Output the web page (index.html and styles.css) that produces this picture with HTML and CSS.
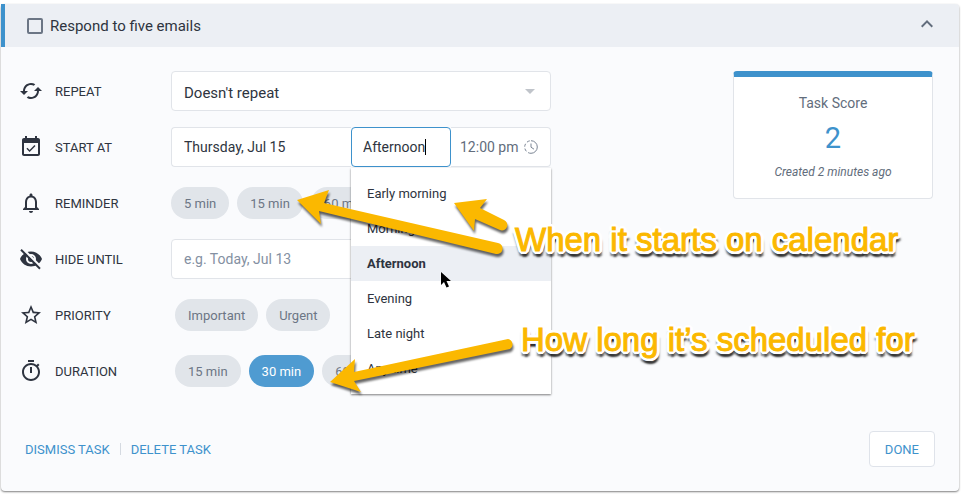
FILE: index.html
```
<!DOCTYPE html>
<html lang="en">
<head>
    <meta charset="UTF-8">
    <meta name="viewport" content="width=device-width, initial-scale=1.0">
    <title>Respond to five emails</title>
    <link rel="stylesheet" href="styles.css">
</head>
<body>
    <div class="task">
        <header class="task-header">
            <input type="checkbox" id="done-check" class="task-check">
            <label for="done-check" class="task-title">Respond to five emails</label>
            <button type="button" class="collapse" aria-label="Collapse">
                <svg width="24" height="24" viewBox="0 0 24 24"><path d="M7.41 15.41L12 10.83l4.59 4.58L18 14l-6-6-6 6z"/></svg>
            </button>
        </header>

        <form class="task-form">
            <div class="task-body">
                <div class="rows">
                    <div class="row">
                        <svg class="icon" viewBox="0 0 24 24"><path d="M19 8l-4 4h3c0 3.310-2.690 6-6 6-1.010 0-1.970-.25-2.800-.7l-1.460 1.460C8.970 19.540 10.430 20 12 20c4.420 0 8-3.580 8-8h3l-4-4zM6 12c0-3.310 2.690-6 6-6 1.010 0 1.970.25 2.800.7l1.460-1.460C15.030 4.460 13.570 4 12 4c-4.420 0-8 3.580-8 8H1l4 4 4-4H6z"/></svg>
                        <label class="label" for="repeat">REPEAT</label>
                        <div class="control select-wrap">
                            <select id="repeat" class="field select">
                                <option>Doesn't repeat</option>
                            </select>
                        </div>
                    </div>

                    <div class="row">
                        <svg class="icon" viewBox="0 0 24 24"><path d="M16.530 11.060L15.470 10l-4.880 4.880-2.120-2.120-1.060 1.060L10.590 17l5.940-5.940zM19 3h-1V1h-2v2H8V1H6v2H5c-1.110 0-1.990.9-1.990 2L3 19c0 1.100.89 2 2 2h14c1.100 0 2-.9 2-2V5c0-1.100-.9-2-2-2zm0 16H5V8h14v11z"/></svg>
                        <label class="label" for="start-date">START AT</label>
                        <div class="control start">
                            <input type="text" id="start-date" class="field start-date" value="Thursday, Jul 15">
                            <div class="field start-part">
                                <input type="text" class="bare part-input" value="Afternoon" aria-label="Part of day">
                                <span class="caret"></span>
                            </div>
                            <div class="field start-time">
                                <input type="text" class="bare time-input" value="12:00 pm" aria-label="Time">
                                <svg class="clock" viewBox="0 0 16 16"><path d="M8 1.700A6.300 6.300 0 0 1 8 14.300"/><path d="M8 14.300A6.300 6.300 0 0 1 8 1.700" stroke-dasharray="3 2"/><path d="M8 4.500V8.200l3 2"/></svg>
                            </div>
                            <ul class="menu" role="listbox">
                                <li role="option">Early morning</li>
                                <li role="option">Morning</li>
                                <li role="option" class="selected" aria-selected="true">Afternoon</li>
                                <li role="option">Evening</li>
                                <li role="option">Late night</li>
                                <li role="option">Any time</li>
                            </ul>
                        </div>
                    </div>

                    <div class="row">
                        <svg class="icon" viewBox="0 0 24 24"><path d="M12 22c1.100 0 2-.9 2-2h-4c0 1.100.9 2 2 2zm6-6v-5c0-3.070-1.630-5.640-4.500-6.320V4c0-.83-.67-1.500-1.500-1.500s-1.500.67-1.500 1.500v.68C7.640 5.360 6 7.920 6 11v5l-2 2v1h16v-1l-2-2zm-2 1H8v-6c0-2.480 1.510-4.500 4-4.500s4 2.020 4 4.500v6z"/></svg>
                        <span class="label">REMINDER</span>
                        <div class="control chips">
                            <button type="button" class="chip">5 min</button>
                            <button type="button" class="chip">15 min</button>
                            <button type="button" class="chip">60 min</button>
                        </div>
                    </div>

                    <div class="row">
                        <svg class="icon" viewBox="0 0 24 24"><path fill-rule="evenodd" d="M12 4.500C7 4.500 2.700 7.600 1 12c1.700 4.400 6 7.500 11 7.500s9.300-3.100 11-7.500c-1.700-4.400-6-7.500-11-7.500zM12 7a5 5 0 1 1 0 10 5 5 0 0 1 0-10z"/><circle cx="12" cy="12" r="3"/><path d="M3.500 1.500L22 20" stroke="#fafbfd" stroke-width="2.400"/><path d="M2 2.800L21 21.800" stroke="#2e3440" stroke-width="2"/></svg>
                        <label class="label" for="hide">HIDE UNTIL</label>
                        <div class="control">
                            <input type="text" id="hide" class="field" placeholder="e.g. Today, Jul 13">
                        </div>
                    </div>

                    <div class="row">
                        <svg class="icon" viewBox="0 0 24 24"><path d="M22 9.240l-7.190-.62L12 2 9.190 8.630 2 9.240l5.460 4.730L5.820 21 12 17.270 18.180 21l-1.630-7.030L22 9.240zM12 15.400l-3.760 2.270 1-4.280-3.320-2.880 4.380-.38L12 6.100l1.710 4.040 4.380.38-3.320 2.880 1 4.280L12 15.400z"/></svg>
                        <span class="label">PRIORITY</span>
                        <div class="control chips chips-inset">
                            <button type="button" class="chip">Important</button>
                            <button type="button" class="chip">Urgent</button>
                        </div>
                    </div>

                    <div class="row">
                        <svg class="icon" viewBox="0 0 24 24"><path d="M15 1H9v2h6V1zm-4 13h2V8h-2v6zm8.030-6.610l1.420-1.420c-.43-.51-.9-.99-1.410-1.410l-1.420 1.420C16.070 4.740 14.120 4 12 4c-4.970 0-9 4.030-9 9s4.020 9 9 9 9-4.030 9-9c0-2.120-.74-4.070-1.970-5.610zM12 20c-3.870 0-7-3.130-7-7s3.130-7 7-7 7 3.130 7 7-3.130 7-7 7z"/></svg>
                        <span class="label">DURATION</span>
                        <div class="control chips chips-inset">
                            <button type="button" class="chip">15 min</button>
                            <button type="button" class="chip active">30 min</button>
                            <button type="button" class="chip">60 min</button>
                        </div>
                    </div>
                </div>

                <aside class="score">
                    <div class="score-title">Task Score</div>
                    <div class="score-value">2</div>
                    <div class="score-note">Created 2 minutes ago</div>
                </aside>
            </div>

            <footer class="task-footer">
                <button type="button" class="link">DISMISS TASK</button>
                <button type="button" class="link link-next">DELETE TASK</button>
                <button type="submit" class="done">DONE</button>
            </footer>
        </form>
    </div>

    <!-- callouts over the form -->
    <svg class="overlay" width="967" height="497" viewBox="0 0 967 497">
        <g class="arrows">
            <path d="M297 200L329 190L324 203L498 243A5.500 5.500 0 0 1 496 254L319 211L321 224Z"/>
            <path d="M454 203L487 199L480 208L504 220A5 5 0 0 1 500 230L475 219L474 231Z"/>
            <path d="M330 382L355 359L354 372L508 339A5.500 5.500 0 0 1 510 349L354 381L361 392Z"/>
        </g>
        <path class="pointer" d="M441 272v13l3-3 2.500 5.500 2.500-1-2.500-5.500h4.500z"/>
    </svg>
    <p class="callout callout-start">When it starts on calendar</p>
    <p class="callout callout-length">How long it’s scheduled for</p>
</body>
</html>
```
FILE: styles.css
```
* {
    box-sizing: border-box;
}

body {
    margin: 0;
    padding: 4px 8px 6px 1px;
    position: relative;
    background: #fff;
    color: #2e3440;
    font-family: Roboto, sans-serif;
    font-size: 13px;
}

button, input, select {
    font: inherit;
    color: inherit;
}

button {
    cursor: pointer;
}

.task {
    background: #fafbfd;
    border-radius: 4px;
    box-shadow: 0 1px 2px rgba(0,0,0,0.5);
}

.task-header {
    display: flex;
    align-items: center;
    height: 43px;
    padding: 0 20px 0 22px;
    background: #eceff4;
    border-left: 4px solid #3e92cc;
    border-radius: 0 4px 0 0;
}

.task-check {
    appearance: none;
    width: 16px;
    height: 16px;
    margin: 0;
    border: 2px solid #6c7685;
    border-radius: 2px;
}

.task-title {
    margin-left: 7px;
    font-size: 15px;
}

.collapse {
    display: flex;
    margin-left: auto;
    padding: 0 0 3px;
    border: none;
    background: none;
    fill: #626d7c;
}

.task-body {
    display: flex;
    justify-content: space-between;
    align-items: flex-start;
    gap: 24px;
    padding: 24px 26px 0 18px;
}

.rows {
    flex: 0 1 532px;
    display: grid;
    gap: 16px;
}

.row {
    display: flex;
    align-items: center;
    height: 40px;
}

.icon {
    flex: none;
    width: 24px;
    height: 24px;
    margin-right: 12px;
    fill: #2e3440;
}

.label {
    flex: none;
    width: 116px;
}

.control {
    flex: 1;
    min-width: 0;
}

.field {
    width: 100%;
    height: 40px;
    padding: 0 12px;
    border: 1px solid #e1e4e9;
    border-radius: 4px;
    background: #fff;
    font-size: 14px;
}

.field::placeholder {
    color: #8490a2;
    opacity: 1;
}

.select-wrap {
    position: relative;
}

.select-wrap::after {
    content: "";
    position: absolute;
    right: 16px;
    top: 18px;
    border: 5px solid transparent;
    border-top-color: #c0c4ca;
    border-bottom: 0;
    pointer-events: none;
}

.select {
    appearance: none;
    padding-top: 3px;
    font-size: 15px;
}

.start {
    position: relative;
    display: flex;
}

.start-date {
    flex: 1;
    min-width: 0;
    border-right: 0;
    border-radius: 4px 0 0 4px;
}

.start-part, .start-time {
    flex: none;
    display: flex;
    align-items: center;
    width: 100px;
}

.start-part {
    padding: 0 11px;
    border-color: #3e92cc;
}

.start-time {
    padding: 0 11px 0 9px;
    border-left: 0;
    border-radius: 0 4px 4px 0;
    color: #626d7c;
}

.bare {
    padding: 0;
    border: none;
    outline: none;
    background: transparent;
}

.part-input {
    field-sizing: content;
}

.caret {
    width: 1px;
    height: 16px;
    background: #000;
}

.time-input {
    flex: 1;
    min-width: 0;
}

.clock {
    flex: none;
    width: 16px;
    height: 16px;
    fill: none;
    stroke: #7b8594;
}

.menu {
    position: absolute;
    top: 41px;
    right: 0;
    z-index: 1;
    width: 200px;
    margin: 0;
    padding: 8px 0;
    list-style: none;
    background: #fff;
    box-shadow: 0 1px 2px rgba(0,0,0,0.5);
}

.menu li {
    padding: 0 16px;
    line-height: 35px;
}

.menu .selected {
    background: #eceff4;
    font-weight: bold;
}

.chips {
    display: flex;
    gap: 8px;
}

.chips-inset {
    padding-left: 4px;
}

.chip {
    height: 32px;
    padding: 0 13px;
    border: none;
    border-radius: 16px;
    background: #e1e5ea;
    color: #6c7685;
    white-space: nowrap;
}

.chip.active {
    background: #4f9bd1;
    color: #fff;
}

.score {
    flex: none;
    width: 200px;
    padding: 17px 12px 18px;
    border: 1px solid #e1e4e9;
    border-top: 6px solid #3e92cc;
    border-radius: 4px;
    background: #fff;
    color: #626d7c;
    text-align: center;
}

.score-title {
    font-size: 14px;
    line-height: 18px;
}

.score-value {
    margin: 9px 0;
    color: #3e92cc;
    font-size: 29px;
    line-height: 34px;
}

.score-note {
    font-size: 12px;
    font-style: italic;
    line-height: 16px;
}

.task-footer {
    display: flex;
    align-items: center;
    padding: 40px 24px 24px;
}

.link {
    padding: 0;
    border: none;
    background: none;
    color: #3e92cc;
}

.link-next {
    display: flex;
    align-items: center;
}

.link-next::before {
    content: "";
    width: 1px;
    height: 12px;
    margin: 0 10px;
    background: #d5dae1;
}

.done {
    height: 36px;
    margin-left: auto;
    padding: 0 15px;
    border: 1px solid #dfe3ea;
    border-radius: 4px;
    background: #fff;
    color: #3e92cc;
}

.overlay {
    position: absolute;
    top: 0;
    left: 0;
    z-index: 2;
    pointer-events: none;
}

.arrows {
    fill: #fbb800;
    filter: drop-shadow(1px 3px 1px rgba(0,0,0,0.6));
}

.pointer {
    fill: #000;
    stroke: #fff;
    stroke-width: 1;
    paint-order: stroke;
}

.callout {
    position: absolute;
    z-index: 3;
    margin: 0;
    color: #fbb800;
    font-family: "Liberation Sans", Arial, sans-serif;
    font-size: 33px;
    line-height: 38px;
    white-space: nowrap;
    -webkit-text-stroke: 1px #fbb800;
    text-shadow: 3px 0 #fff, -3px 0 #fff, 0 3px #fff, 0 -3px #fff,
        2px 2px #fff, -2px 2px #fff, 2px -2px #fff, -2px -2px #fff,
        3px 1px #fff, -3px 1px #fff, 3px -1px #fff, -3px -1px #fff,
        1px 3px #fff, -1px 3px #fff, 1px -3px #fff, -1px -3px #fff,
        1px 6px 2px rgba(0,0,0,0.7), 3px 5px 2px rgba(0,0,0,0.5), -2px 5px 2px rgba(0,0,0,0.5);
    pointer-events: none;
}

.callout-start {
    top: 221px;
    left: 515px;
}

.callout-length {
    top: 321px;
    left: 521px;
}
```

[Aim of the exercise]:
Looking at the data above, show all lines where the word "styles" occurs.

[Correct result]:
Output the web page (index.html and styles.css) that produces this picture with HTML and CSS.
    <link rel="stylesheet" href="styles.css">
FILE: styles.css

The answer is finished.